- _SHORT TASK_:
Locate every line in the material below that has the word "styles". Copy each of those lines.

==== RECORDS FOR THIS EXERCISE ====

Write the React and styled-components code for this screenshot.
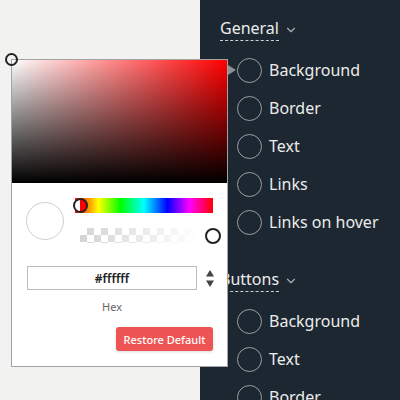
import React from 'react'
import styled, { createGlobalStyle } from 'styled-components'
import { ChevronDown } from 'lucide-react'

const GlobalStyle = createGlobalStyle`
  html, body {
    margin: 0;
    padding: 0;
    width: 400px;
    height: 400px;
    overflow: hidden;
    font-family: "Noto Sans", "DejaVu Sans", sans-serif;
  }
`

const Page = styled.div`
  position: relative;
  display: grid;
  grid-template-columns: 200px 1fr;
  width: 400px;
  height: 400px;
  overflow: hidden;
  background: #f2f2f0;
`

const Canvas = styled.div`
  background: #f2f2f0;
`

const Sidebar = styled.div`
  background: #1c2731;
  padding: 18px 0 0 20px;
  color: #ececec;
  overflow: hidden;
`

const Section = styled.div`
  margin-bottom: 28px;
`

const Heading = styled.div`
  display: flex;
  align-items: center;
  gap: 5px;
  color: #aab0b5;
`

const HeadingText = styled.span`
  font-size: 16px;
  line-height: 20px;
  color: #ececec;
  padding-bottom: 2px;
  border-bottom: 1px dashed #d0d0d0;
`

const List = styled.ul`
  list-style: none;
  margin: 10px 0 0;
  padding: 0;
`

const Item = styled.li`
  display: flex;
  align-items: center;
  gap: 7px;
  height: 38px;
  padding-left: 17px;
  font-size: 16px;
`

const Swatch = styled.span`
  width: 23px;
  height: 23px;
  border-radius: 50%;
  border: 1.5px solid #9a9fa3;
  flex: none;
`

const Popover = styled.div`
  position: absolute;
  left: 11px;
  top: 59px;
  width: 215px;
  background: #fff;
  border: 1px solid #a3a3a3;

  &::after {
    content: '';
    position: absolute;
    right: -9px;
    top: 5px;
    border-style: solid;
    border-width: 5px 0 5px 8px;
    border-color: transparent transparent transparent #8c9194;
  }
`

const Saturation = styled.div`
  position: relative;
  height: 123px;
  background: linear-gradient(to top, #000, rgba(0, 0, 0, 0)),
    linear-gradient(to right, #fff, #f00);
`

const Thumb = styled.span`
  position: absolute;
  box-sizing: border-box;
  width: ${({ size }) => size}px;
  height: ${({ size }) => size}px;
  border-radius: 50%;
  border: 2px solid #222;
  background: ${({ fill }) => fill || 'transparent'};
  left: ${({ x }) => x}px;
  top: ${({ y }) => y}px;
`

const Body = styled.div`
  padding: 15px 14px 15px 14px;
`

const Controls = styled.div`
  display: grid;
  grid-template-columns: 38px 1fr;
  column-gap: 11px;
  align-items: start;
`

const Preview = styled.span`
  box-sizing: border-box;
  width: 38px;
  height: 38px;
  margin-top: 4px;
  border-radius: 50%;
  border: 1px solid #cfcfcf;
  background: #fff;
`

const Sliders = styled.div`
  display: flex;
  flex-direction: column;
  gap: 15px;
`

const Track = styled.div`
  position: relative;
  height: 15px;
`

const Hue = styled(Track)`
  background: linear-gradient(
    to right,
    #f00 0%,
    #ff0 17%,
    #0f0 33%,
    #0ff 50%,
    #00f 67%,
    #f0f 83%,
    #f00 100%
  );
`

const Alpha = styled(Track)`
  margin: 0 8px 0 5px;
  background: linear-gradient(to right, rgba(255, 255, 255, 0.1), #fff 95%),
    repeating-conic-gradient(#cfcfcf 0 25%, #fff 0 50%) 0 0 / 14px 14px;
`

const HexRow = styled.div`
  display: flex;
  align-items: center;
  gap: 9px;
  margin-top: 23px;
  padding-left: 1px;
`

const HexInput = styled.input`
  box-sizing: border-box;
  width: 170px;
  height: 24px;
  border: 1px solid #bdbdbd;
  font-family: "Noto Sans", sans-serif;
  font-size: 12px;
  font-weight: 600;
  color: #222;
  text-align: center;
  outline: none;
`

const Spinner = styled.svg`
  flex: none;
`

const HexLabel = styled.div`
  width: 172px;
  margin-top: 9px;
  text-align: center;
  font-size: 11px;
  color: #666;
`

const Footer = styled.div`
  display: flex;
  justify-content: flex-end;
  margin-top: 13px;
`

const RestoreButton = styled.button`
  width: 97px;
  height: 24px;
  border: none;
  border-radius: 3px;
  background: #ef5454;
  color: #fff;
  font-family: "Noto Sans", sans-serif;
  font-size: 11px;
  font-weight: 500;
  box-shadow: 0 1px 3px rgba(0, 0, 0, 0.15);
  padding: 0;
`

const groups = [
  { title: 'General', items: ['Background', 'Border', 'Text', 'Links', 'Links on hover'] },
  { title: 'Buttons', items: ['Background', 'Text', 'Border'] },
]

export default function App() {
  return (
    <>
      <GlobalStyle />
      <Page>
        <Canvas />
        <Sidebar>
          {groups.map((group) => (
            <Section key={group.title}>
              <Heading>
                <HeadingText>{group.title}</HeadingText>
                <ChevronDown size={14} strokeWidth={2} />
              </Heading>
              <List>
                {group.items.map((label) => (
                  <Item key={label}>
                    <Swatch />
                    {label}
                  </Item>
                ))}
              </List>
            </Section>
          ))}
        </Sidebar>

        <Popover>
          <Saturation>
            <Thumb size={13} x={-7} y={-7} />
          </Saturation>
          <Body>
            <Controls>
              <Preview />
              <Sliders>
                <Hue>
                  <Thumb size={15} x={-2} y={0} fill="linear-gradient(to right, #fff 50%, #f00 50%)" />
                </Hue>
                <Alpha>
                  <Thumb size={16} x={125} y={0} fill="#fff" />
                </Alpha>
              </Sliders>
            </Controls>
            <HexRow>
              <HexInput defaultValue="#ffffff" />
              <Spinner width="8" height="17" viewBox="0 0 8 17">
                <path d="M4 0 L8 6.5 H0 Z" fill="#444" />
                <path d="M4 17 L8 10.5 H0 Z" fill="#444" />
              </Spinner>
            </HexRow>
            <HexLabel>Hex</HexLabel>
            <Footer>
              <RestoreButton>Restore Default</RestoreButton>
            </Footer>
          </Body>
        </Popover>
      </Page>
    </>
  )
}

====
==== RECORDS FOR THIS EXERCISE ====

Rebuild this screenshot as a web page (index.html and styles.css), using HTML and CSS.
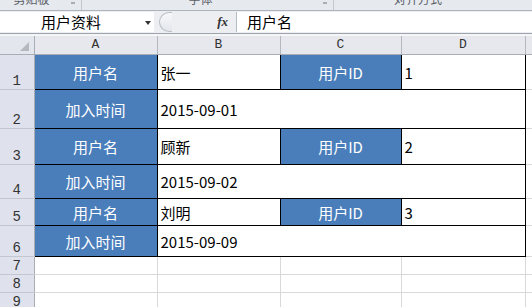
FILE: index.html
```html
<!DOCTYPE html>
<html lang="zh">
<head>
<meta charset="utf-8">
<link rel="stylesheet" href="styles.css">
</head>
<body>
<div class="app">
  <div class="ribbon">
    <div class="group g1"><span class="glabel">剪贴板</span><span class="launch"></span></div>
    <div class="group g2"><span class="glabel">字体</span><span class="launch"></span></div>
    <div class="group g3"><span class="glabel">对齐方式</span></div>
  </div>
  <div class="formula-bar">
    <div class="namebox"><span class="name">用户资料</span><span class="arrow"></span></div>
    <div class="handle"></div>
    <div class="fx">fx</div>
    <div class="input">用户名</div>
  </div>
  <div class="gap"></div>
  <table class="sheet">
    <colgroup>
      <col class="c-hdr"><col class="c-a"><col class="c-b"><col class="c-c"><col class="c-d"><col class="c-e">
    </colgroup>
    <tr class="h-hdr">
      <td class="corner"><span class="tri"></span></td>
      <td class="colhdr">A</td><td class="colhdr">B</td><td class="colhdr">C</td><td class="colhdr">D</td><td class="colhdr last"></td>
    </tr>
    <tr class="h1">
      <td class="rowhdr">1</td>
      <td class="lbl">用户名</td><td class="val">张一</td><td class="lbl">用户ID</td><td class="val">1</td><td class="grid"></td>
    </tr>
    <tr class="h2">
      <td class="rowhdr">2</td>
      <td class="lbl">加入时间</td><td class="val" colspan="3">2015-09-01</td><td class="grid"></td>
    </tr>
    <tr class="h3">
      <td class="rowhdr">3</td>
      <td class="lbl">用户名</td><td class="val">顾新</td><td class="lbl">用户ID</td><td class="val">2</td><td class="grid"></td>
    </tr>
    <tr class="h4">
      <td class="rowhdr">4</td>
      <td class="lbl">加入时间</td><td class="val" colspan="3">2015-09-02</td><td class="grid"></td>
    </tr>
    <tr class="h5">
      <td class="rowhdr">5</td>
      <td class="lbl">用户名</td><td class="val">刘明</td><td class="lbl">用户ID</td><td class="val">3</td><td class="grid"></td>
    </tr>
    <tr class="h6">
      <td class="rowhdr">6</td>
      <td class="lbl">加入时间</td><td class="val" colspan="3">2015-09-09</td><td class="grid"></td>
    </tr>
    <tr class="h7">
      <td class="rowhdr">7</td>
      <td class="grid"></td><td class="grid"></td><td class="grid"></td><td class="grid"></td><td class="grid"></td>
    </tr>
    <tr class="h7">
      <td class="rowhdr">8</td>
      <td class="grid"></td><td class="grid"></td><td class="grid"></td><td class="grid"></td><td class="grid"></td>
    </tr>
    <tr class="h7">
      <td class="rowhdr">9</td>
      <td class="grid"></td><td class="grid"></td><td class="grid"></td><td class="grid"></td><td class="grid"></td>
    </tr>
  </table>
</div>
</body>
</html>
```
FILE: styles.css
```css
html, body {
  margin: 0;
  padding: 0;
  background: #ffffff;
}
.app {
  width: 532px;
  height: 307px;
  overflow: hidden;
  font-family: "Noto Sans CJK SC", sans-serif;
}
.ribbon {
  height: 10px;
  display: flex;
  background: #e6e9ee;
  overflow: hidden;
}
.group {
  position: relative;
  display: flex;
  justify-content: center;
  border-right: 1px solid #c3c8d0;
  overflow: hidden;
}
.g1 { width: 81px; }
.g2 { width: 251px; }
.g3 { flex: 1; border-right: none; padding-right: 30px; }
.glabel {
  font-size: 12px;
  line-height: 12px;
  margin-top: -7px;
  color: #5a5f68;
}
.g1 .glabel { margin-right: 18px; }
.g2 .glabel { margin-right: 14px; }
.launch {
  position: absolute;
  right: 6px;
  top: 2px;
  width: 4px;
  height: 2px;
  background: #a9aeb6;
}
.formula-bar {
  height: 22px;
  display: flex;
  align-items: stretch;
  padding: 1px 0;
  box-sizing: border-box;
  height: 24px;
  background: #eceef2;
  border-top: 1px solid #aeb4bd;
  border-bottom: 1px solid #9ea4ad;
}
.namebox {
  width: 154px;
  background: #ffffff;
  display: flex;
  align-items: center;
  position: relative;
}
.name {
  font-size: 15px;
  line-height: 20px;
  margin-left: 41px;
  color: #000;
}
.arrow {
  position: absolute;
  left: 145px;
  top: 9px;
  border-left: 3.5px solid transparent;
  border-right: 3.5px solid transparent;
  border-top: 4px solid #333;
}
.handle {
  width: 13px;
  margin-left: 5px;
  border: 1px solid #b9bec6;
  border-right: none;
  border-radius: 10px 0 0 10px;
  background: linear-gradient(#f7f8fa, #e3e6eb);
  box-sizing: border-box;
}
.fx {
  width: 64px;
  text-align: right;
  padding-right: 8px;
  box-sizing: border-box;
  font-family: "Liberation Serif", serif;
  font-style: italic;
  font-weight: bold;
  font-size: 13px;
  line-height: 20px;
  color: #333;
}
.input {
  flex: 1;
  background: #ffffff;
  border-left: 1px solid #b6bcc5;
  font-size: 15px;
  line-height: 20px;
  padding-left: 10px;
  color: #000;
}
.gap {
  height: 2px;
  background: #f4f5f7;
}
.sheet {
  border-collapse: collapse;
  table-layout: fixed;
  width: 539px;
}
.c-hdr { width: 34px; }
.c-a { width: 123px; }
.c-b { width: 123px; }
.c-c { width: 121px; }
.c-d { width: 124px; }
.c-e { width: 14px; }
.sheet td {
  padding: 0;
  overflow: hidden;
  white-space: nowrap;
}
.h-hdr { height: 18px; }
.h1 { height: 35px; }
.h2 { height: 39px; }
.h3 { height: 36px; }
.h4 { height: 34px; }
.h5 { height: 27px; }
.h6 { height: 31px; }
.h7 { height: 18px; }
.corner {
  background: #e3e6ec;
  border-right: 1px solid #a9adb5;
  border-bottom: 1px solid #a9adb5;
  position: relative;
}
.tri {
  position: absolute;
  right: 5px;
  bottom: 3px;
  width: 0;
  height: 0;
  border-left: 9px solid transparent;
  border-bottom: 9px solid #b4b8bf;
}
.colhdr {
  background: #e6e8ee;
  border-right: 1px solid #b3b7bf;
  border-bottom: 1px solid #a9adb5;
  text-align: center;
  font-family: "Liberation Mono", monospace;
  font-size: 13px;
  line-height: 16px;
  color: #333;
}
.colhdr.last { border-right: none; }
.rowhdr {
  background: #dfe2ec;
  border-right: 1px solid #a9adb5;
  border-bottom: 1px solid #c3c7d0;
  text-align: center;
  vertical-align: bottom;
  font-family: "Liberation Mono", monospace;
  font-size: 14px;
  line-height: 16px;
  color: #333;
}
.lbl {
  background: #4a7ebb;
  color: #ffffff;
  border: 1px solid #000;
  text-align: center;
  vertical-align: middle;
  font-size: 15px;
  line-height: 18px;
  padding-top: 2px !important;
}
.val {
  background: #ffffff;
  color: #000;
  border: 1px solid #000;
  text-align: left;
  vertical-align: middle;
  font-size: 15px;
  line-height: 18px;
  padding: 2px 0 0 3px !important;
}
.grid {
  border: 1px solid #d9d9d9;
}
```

====
==== RECORDS FOR THIS EXERCISE ====

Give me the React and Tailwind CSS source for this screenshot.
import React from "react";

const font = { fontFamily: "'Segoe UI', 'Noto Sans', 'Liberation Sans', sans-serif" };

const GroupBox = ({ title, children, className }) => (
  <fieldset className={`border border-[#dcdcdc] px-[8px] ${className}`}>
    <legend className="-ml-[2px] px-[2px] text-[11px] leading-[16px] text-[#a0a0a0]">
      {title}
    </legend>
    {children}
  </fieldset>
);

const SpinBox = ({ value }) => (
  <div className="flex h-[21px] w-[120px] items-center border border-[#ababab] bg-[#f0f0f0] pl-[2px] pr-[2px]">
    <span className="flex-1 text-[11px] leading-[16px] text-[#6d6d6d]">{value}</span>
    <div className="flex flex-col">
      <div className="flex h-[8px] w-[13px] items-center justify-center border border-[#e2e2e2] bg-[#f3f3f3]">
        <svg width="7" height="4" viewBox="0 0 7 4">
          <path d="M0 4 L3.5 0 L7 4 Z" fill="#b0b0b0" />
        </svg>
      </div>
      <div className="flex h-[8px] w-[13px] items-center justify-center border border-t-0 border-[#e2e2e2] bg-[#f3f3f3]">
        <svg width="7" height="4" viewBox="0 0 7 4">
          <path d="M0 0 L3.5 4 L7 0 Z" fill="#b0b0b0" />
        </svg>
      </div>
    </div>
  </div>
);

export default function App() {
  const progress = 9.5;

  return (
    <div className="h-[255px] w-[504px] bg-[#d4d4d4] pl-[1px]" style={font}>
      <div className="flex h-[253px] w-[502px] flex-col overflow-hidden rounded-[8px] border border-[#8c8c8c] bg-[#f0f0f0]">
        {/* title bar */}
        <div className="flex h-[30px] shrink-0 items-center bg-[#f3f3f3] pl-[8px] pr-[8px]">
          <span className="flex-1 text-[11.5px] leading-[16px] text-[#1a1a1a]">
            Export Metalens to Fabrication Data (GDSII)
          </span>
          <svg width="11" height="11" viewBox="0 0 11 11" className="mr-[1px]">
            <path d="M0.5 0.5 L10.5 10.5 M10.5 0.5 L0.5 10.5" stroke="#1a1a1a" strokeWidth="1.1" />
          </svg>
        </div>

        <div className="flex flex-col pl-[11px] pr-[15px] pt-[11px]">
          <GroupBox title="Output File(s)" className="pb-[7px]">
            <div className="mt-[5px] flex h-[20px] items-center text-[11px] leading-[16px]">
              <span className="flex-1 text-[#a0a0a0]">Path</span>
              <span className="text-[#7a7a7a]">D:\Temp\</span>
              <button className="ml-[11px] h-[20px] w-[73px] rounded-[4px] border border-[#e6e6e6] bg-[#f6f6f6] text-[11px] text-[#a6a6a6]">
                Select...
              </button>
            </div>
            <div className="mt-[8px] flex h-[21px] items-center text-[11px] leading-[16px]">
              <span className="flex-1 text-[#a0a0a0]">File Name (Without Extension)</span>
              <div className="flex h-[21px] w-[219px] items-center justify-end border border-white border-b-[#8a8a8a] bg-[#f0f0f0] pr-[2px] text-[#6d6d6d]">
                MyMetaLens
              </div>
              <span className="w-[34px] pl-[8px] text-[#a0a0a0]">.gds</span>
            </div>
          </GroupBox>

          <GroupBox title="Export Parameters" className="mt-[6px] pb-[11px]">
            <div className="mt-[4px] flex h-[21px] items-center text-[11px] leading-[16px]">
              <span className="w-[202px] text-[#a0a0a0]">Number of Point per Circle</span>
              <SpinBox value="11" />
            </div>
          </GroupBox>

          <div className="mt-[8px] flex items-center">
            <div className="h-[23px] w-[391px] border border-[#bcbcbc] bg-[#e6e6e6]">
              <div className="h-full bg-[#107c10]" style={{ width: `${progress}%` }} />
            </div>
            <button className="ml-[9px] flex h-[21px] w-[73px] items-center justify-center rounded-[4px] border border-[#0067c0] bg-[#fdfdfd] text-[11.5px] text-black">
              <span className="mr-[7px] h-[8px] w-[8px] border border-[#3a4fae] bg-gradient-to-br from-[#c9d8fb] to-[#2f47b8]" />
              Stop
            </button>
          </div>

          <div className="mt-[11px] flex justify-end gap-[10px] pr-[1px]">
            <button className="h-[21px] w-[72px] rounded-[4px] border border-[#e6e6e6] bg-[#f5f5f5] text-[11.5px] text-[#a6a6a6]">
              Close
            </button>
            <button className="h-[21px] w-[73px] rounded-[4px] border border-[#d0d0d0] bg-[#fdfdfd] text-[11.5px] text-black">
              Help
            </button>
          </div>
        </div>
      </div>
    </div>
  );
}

====

- _RESPONSE BELOW_:
Rebuild this screenshot as a web page (index.html and styles.css), using HTML and CSS.
<link rel="stylesheet" href="styles.css">
FILE: styles.css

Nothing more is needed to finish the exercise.